The big watchword in education publishing, however, is digital. "There’s been a lot of discussion in education publishing about moving into the digital realm," she says, "about whether textbooks can be replaced by ebooks and whether kids need to be coming to school with tablets and laptops.
"I can only speak specifically for the Caribbean, but there’s kind of a move for print to be replaced completely with digital in education. A lot of customers and schools are very keen to move forward in that direction. We’re keen to support them as well, but it’s a big step and it is a challenge because it’s not as easy as it may appear." Despite the challenge, Hodder Education already has its own digital platform, Dynamic Learning, which houses its interactive eTextbooks.
Bursting the London bubble with Heather McDaid
Heather McDaid is a freelancer publishing professional and writer. Last year, she set up new independent publisher and literary magazine 404 Ink with her friend Laura Jones, whom she had met when working with Scot Lit Fest. "We actually launched 404 Ink anonymously at first, because we wanted to see if the idea that we had was of interest," McDaid says. They had a good response, and have been going strong ever since.
However, winning the Trailblazer Awards has special significance for McDaid. "Winning the Trailblazer was really good because A, I'm in Scotland and B, I'm a freelancer and work from home, so I don't really see other people. It was nice to feel like I was on the same level as the people who work full time jobs down in the south."
There is, she says, a London bubble. "It's never felt weird to be in Scotland, and I love Scottish publishing. There's so much going on here. But it does feel like there's definitely a London bubble. It's really hard for Scottish publishers to break outside of Scotland - not through any fault of what they're publishing, but because sometimes there's a weird perception about Scotland. Some people seem surprised when they hear how much amazing stuff is going on here."
Scottish publishing seems to be in good health at the moment. "It's taking risks on lots of exciting projects, like Saraband being shortlisted for the Man Booker with Graeme Macrae Burnet's His Bloody Project," McDaid says.
Scotland is also leading the way on festivals, with dozens of events and a hard line on author treatment and payment. "In Scotland, paying authors is just a normal thing. Scotland's got a really great, strong literary community that treats authors really well."
Since the Trailblazer Awards, 404 Ink's first book was released to roaring acclaim: Nasty Women, an essay collection on what it is to be a woman in the 21st century. "It's been pretty much constant events," says McDaid. "They've all been sold out and the book's amazing so it's been a really fun month. Between our literary magazine and Nasty Women, we've currently worked with about 60 authors, but with Nasty Women in particular, it feels like we've just got a new group of friends.

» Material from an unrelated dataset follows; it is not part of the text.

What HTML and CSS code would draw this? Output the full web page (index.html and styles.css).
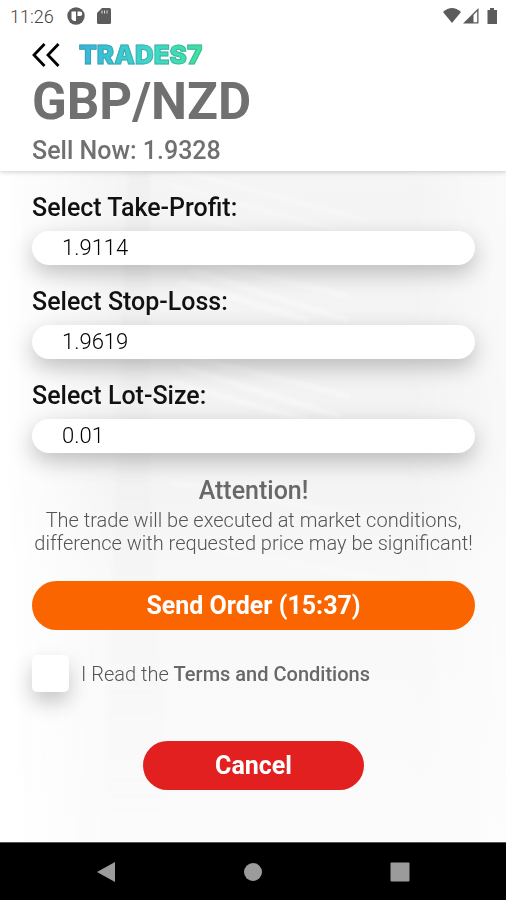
FILE: index.html
```html
<!DOCTYPE html>
<html lang="en">
<head>
<meta charset="utf-8">
<meta name="viewport" content="width=device-width, initial-scale=1">
<title>Sell GBP/NZD</title>
<link rel="stylesheet" href="styles.css">
</head>
<body>
<div class="status">
  <span>11:26</span>
  <svg class="status-app" width="18" height="18" viewBox="0 0 18 18" aria-hidden="true">
    <circle cx="9" cy="9" r="8.7" fill="#5c5c5c"/>
    <path d="M4.500 4.500h4.500v9.500H7a7 7 0 0 1-2.500-2zM10.500 4.500h2.500a2.200 2.200 0 0 1 0 4.500h-2.500z" fill="#fff"/>
  </svg>
  <svg width="14" height="16" viewBox="0 0 14 16" aria-hidden="true">
    <path d="M5 0h7.500Q14 0 14 1.500v13q0 1.500-1.500 1.500h-11Q0 16 0 14.500V5z" fill="#5c5c5c"/>
    <path d="M5 2.500v3M7.500 2.500v3M10 2.500v3" stroke="#ddd" stroke-width="1"/>
  </svg>
  <svg class="status-right" width="55" height="16" viewBox="0 0 55 16" aria-hidden="true">
    <path d="M0 4Q9-4 18 4L9 15z" fill="#5c5c5c"/>
    <path d="M20 15.500L35.500 0v15.500z" fill="#5c5c5c"/>
    <path d="M30.500 7L34.200 3.300v10.900h-3.700z" fill="#fff"/>
    <path d="M47 0h4v2h3v14H44.500V2H47z" fill="#5c5c5c"/>
  </svg>
</div>

<header class="header">
  <div class="brand">
    <button class="back" type="button" aria-label="Back">
      <svg width="28" height="26" viewBox="0 0 28 26" aria-hidden="true">
        <path d="M12.500 2L2 13l10.500 11M26.500 2L16 13l10.500 11" fill="none" stroke="#000" stroke-width="2.800"/>
      </svg>
    </button>
    <span class="logo">TRADES7</span>
  </div>
  <h1 class="pair">GBP/NZD</h1>
  <p class="price">Sell Now: 1.9328</p>
</header>

<main class="main">
  <svg class="backdrop" viewBox="0 0 506 670" preserveAspectRatio="none" aria-hidden="true">
    <defs>
      <linearGradient id="fade" x1="0" y1="0" x2="0" y2="1">
        <stop offset="0" stop-color="#f5f5f5"/>
        <stop offset=".4" stop-color="#f2f2f2"/>
        <stop offset=".6" stop-color="#f8f8f8"/>
        <stop offset="1" stop-color="#fbfbfb"/>
      </linearGradient>
      <linearGradient id="side" x1="0" y1="0" x2="1" y2="0">
        <stop offset="0" stop-color="#fff"/>
        <stop offset=".25" stop-color="#fff" stop-opacity="0"/>
        <stop offset=".8" stop-color="#fff" stop-opacity="0"/>
        <stop offset="1" stop-color="#fff" stop-opacity=".5"/>
      </linearGradient>
      <linearGradient id="column" x1="0" y1="0" x2="0" y2="1">
        <stop offset="0" stop-color="#e8e8e8"/>
        <stop offset="1" stop-color="#e8e8e8" stop-opacity="0"/>
      </linearGradient>
      <filter id="soft"><feGaussianBlur stdDeviation="2"/></filter>
    </defs>
    <rect width="506" height="670" fill="url(#fade)"/>
    <path d="M128 0L100 670H170L150 300V0z" fill="url(#column)" opacity=".35" filter="url(#soft)"/>
    <g stroke="#fff" opacity=".45" fill="none" filter="url(#soft)">
      <path d="M180 0L370 50M170 14L340 60M160 34L310 76" stroke-width="3"/>
      <path d="M200 90L350 125M190 98L350 150M180 110L310 150" stroke-width="5"/>
      <path d="M190 185L350 225M180 195L340 245M170 210L310 250" stroke-width="5"/>
      <path d="M170 310L390 350M170 370L400 410" stroke-width="6" opacity=".6"/>
    </g>
    <rect width="506" height="670" fill="url(#side)"/>
  </svg>

  <form class="form">
    <label class="label" for="tp">Select Take-Profit:</label>
    <input class="field" id="tp" type="text" value="1.9114">
    <label class="label" for="sl">Select Stop-Loss:</label>
    <input class="field" id="sl" type="text" value="1.9619">
    <label class="label" for="lot">Select Lot-Size:</label>
    <input class="field" id="lot" type="text" value="0.01">

    <h2 class="attention">Attention!</h2>
    <p class="note">The trade will be executed at market conditions,<br>difference with requested price may be significant!</p>

    <button class="btn send" type="button">Send Order (15:37)</button>
    <div class="terms">
      <input class="check" id="agree" type="checkbox">
      <label for="agree">I Read the <b>Terms and Conditions</b></label>
    </div>
    <button class="btn cancel" type="button">Cancel</button>
  </form>
</main>

<nav class="nav" aria-label="System">
  <button type="button" aria-label="Back"><svg width="20" height="22" viewBox="0 0 20 22"><path d="M1 11L19 1v20z" fill="#9b9b9b"/></svg></button>
  <button type="button" aria-label="Home"><svg width="20" height="22" viewBox="0 0 20 22"><circle cx="10" cy="11" r="9" fill="#9b9b9b"/></svg></button>
  <button type="button" aria-label="Recent apps"><svg width="20" height="22" viewBox="0 0 20 22"><rect x=".5" y="1.500" width="19" height="19" rx="1" fill="#9b9b9b"/></svg></button>
</nav>
</body>
</html>
```
FILE: styles.css
```css
* { box-sizing: border-box; }

body {
  margin: 0;
  min-height: 100vh;
  display: flex;
  flex-direction: column;
  background: #fff;
  color: #707070;
  font-family: Roboto, "Liberation Sans", sans-serif;
}

h1, h2, p { margin: 0; font-weight: 500; }
button { border: 0; padding: 0; background: none; font-family: inherit; }
svg { display: block; }

.status {
  position: relative;
  z-index: 2;
  display: flex;
  align-items: center;
  height: 32px;
  padding: 0 8px 0 10px;
  background: #fff;
  font-size: 18px;
  font-weight: 300;
  color: #444;
}
.status-app { margin: 0 12px 0 13px; }
.status-right { margin-left: auto; }

.header {
  position: relative;
  z-index: 1;
  height: 139px;
  padding: 8px 32px 0;
  background: #fff;
  box-shadow: 0 1px 5px rgba(0, 0, 0, .2);
}
.brand { display: flex; align-items: center; gap: 19px; height: 30px; }
.logo {
  font: 900 26px/30px Inter, sans-serif;
  color: transparent;
  background: linear-gradient(90deg, #39b4dc, #40d8c8 60%, #3de29c);
  -webkit-background-clip: text;
  background-clip: text;
  -webkit-text-stroke: 1px rgba(50, 130, 130, .45);
}
.pair { font-size: 51px; line-height: 64px; font-weight: 700; }
.price { font-size: 25px; line-height: 34px; }

.main { position: relative; flex: 1; }
.backdrop { position: absolute; inset: 0; width: 100%; height: 100%; }

.form {
  position: relative;
  display: flex;
  flex-direction: column;
  padding: 20px 31px 52px 32px;
}
.label { font-size: 25px; line-height: 34px; font-weight: 500; color: #111; }
.field {
  width: 100%;
  height: 34px;
  margin: 6px 0 20px;
  padding: 0 30px;
  border: 0;
  border-radius: 17px;
  background: #fff;
  color: #000;
  font: 300 22px/34px Roboto, sans-serif;
  box-shadow: 0 8px 22px rgba(0, 0, 0, .24);
}
.attention { font-size: 25px; line-height: 36px; text-align: center; color: #686868; }
.note { margin: 0 -8px; font-size: 20px; line-height: 23px; font-weight: 300; text-align: center; color: #555; }
.btn {
  height: 49px;
  border-radius: 25px;
  color: #fff;
  font-size: 25px;
  font-weight: 700;
}
.send { margin-top: 26px; background: #fb6500; }
.terms { display: flex; align-items: center; gap: 12px; margin: 25px 0 49px; font-size: 20px; font-weight: 300; color: #555; }
.terms b { font-weight: 500; color: #686868; }
.check {
  appearance: none;
  width: 37px;
  height: 37px;
  margin: 0;
  border-radius: 5px;
  background: #fff;
  box-shadow: 0 10px 20px rgba(0, 0, 0, .22);
}
.cancel { width: 50%; align-self: center; background: #e22020; }

.nav {
  display: flex;
  justify-content: space-between;
  align-items: center;
  height: 58px;
  padding: 0 96px;
  background: #000;
  border-top: 1px solid #555;
}
```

We have a Facebook group and group emails... Discovering so many amazing people and actually getting to work with them and become friends with them has been amazing."
The biggest challenge will be in ensuring that 404 Ink becomes a stable business. "We wanted to start off quite small and build it up, but Nasty Women kind of exploded, which is amazing, but it means we actually need to work out what we're doing to sustain everything."
It’s an interesting time to be commissioning, says McDaid, and Nasty Women is the tip of the iceberg. "In general, I think with Brexit and Trump and everything, there's going to be a lot of uncertainty. It's just going to be everyone working out how to navigate that kind of stuff, on a business level, but also on a moral one. There's going to be a lot more publishing that needs to happen to balance this right wing swing that's going on."
A golden time for indies, says Željka Maroševic
Alongside Karen Maine, Željka Maroševic is co-publisher at Daunt Publishing, an imprint of the Daunt Books independent bookshop chain. Daunt was first set up as a travel specialist, and the publishing wing focuses on books that evoke a sense of place.
"We do everything that a publisher does, but there are only two of us!" Maroševic explains. From acquiring and editing books, through to contracts, sales and publicity, Maroševic and Maine manage and execute everything, though they are distributed by Faber and are part of the Independent Alliance.
"It's a very holistic approach to publishing," Maroševic says. "It's really nice to be working in an environment that's still got books at the heart of it. You're thinking all the time about the bookshop and how people are discovering books, you're not just sat apart from the reader, which is really important. I think finding the readers is always a challenge for publishing. As much as people say they aren't, I think that publishers are good at embracing new technologies and finding new audiences."
Maroševic says that the Trailblazer award was a very unexpected, but welcome, honour. She’s got quite a CV, having been at Daunt for just over a year, before which she set up and managed the UK wing of independent American publisher Melville House - including publishing The Argonauts by Maggie Nelson. She says it was a similar experience to Daunt in terms of the holistic approach, but quite different from 4th Estate, where she started out.
"With indies, what I really value is being able to see the whole process of publishing and to feel like I don't just hand that book over once I've acquired it," Maroševic says. "You also have a certain freedom when you're an indie to publish books that perhaps other houses might have missed out on or maybe aren't brave enough to publish. In that sense, there's a real space for indie publishing. It's where all the experimentation happens, which is great for the general ecosystem of the industry. It's a really good time for independent publishing - big and small, from Faber to Fitzcarraldo."
However, finances are a perpetual problem for independents, though even this can be a bonus. "The great thing about indies is that you're used to operating on a shoestring. But I think it is hard to be in London, which is why a lot of indies are moving, and that's going to give more oxygen to them."